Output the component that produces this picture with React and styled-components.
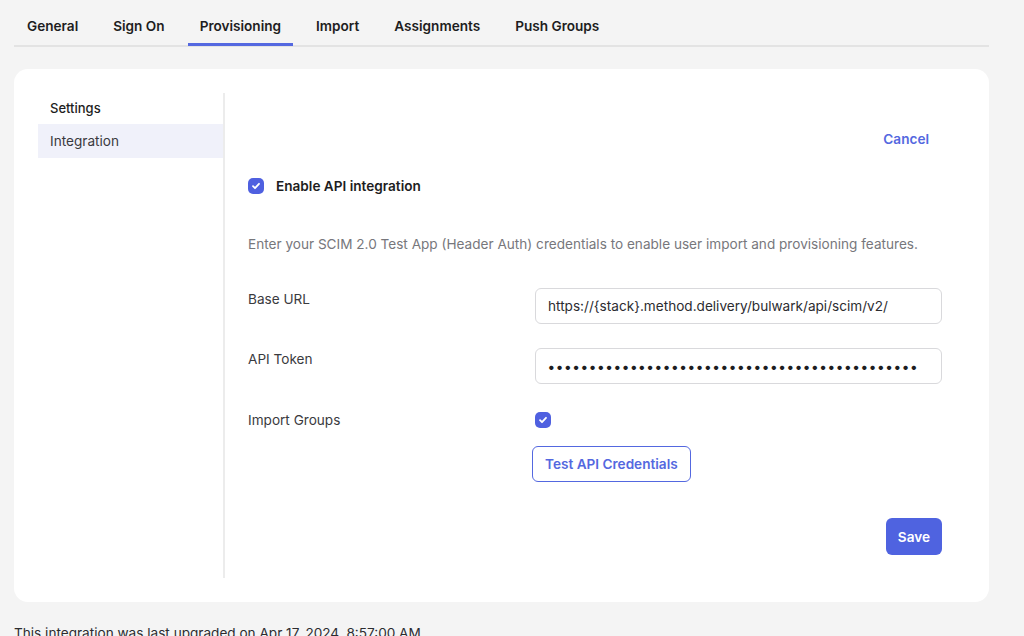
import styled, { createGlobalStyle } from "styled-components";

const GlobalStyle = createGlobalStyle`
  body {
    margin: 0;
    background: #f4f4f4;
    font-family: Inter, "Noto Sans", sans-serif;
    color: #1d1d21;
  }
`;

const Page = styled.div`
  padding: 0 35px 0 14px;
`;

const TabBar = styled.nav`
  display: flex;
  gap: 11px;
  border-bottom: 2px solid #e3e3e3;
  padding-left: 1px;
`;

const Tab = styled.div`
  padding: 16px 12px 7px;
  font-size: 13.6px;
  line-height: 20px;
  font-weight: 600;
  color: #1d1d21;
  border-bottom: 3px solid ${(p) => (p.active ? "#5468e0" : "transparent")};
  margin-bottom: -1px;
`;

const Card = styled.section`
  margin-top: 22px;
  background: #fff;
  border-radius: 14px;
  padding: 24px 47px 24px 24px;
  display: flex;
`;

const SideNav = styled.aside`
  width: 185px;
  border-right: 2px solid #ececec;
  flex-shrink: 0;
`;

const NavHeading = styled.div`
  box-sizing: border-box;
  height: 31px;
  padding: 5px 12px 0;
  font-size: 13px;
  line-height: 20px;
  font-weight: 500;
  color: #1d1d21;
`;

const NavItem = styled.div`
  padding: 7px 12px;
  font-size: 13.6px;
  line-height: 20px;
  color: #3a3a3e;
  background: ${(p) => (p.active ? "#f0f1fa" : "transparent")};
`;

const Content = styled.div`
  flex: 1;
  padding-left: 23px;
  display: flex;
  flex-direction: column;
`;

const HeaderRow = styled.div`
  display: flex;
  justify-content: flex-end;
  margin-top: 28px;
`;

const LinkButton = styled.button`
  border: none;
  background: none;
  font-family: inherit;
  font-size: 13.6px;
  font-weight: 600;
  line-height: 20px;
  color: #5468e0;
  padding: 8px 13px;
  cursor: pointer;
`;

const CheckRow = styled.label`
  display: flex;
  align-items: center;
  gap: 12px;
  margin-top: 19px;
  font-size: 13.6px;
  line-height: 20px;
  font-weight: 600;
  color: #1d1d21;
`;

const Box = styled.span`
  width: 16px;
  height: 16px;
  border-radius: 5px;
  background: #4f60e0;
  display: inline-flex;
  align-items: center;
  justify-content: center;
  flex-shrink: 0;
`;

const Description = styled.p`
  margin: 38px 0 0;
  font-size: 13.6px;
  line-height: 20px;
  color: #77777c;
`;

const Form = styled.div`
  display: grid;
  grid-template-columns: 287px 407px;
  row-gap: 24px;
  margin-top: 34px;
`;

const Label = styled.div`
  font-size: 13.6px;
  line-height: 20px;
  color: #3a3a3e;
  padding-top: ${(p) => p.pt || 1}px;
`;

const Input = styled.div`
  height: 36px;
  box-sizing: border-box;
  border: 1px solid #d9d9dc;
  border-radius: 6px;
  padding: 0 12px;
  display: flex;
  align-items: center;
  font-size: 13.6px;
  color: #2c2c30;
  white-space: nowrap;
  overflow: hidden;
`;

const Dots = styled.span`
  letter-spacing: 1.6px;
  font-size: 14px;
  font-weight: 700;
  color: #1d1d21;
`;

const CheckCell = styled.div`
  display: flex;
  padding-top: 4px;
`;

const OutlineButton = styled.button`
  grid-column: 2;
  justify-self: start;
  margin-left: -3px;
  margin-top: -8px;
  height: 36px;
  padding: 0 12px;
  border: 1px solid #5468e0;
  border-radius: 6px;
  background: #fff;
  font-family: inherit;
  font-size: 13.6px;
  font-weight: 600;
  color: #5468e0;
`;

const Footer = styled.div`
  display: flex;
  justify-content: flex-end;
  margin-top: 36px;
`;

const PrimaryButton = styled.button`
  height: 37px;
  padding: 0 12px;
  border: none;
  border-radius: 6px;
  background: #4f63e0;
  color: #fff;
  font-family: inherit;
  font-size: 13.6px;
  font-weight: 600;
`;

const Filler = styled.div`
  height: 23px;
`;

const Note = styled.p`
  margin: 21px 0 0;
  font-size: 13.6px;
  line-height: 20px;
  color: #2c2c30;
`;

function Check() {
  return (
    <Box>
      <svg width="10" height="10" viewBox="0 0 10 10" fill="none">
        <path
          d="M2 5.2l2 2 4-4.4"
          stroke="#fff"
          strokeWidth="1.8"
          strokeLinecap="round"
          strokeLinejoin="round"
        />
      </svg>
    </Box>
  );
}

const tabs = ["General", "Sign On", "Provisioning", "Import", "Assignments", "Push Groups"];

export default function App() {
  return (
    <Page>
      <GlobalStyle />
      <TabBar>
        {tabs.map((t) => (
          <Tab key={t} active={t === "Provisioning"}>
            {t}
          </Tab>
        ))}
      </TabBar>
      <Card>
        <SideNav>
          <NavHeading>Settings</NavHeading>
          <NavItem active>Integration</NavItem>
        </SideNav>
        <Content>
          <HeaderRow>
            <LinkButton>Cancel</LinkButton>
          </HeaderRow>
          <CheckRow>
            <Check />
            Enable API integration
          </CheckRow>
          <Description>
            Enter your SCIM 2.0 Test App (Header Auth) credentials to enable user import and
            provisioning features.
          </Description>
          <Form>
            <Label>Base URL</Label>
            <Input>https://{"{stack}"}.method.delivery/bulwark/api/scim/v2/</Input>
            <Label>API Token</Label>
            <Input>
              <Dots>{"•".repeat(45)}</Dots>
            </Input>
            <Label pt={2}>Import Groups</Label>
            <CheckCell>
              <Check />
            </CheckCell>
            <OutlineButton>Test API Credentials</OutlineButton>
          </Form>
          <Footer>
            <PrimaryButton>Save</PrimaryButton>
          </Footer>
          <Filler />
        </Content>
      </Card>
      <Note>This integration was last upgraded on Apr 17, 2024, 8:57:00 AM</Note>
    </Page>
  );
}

Aim: Reproduce the data above in full, exactly as it is, with the pictures left out.

Response to the task:
Output the component that produces this picture with React and styled-components.
import styled, { createGlobalStyle } from "styled-components";

const GlobalStyle = createGlobalStyle`
  body {
    margin: 0;
    background: #f4f4f4;
    font-family: Inter, "Noto Sans", sans-serif;
    color: #1d1d21;
  }
`;

const Page = styled.div`
  padding: 0 35px 0 14px;
`;

const TabBar = styled.nav`
  display: flex;
  gap: 11px;
  border-bottom: 2px solid #e3e3e3;
  padding-left: 1px;
`;

const Tab = styled.div`
  padding: 16px 12px 7px;
  font-size: 13.6px;
  line-height: 20px;
  font-weight: 600;
  color: #1d1d21;
  border-bottom: 3px solid ${(p) => (p.active ? "#5468e0" : "transparent")};
  margin-bottom: -1px;
`;

const Card = styled.section`
  margin-top: 22px;
  background: #fff;
  border-radius: 14px;
  padding: 24px 47px 24px 24px;
  display: flex;
`;

const SideNav = styled.aside`
  width: 185px;
  border-right: 2px solid #ececec;
  flex-shrink: 0;
`;

const NavHeading = styled.div`
  box-sizing: border-box;
  height: 31px;
  padding: 5px 12px 0;
  font-size: 13px;
  line-height: 20px;
  font-weight: 500;
  color: #1d1d21;
`;

const NavItem = styled.div`
  padding: 7px 12px;
  font-size: 13.6px;
  line-height: 20px;
  color: #3a3a3e;
  background: ${(p) => (p.active ? "#f0f1fa" : "transparent")};
`;

const Content = styled.div`
  flex: 1;
  padding-left: 23px;
  display: flex;
  flex-direction: column;
`;

const HeaderRow = styled.div`
  display: flex;
  justify-content: flex-end;
  margin-top: 28px;
`;

const LinkButton = styled.button`
  border: none;
  background: none;
  font-family: inherit;
  font-size: 13.6px;
  font-weight: 600;
  line-height: 20px;
  color: #5468e0;
  padding: 8px 13px;
  cursor: pointer;
`;

const CheckRow = styled.label`
  display: flex;
  align-items: center;
  gap: 12px;
  margin-top: 19px;
  font-size: 13.6px;
  line-height: 20px;
  font-weight: 600;
  color: #1d1d21;
`;

const Box = styled.span`
  width: 16px;
  height: 16px;
  border-radius: 5px;
  background: #4f60e0;
  display: inline-flex;
  align-items: center;
  justify-content: center;
  flex-shrink: 0;
`;

const Description = styled.p`
  margin: 38px 0 0;
  font-size: 13.6px;
  line-height: 20px;
  color: #77777c;
`;

const Form = styled.div`
  display: grid;
  grid-template-columns: 287px 407px;
  row-gap: 24px;
  margin-top: 34px;
`;

const Label = styled.div`
  font-size: 13.6px;
  line-height: 20px;
  color: #3a3a3e;
  padding-top: ${(p) => p.pt || 1}px;
`;

const Input = styled.div`
  height: 36px;
  box-sizing: border-box;
  border: 1px solid #d9d9dc;
  border-radius: 6px;
  padding: 0 12px;
  display: flex;
  align-items: center;
  font-size: 13.6px;
  color: #2c2c30;
  white-space: nowrap;
  overflow: hidden;
`;

const Dots = styled.span`
  letter-spacing: 1.6px;
  font-size: 14px;
  font-weight: 700;
  color: #1d1d21;
`;

const CheckCell = styled.div`
  display: flex;
  padding-top: 4px;
`;

const OutlineButton = styled.button`
  grid-column: 2;
  justify-self: start;
  margin-left: -3px;
  margin-top: -8px;
  height: 36px;
  padding: 0 12px;
  border: 1px solid #5468e0;
  border-radius: 6px;
  background: #fff;
  font-family: inherit;
  font-size: 13.6px;
  font-weight: 600;
  color: #5468e0;
`;

const Footer = styled.div`
  display: flex;
  justify-content: flex-end;
  margin-top: 36px;
`;

const PrimaryButton = styled.button`
  height: 37px;
  padding: 0 12px;
  border: none;
  border-radius: 6px;
  background: #4f63e0;
  color: #fff;
  font-family: inherit;
  font-size: 13.6px;
  font-weight: 600;
`;

const Filler = styled.div`
  height: 23px;
`;

const Note = styled.p`
  margin: 21px 0 0;
  font-size: 13.6px;
  line-height: 20px;
  color: #2c2c30;
`;

function Check() {
  return (
    <Box>
      <svg width="10" height="10" viewBox="0 0 10 10" fill="none">
        <path
          d="M2 5.2l2 2 4-4.4"
          stroke="#fff"
          strokeWidth="1.8"
          strokeLinecap="round"
          strokeLinejoin="round"
        />
      </svg>
    </Box>
  );
}

const tabs = ["General", "Sign On", "Provisioning", "Import", "Assignments", "Push Groups"];

export default function App() {
  return (
    <Page>
      <GlobalStyle />
      <TabBar>
        {tabs.map((t) => (
          <Tab key={t} active={t === "Provisioning"}>
            {t}
          </Tab>
        ))}
      </TabBar>
      <Card>
        <SideNav>
          <NavHeading>Settings</NavHeading>
          <NavItem active>Integration</NavItem>
        </SideNav>
        <Content>
          <HeaderRow>
            <LinkButton>Cancel</LinkButton>
          </HeaderRow>
          <CheckRow>
            <Check />
            Enable API integration
          </CheckRow>
          <Description>
            Enter your SCIM 2.0 Test App (Header Auth) credentials to enable user import and
            provisioning features.
          </Description>
          <Form>
            <Label>Base URL</Label>
            <Input>https://{"{stack}"}.method.delivery/bulwark/api/scim/v2/</Input>
            <Label>API Token</Label>
            <Input>
              <Dots>{"•".repeat(45)}</Dots>
            </Input>
            <Label pt={2}>Import Groups</Label>
            <CheckCell>
              <Check />
            </CheckCell>
            <OutlineButton>Test API Credentials</OutlineButton>
          </Form>
          <Footer>
            <PrimaryButton>Save</PrimaryButton>
          </Footer>
          <Filler />
        </Content>
      </Card>
      <Note>This integration was last upgraded on Apr 17, 2024, 8:57:00 AM</Note>
    </Page>
  );
}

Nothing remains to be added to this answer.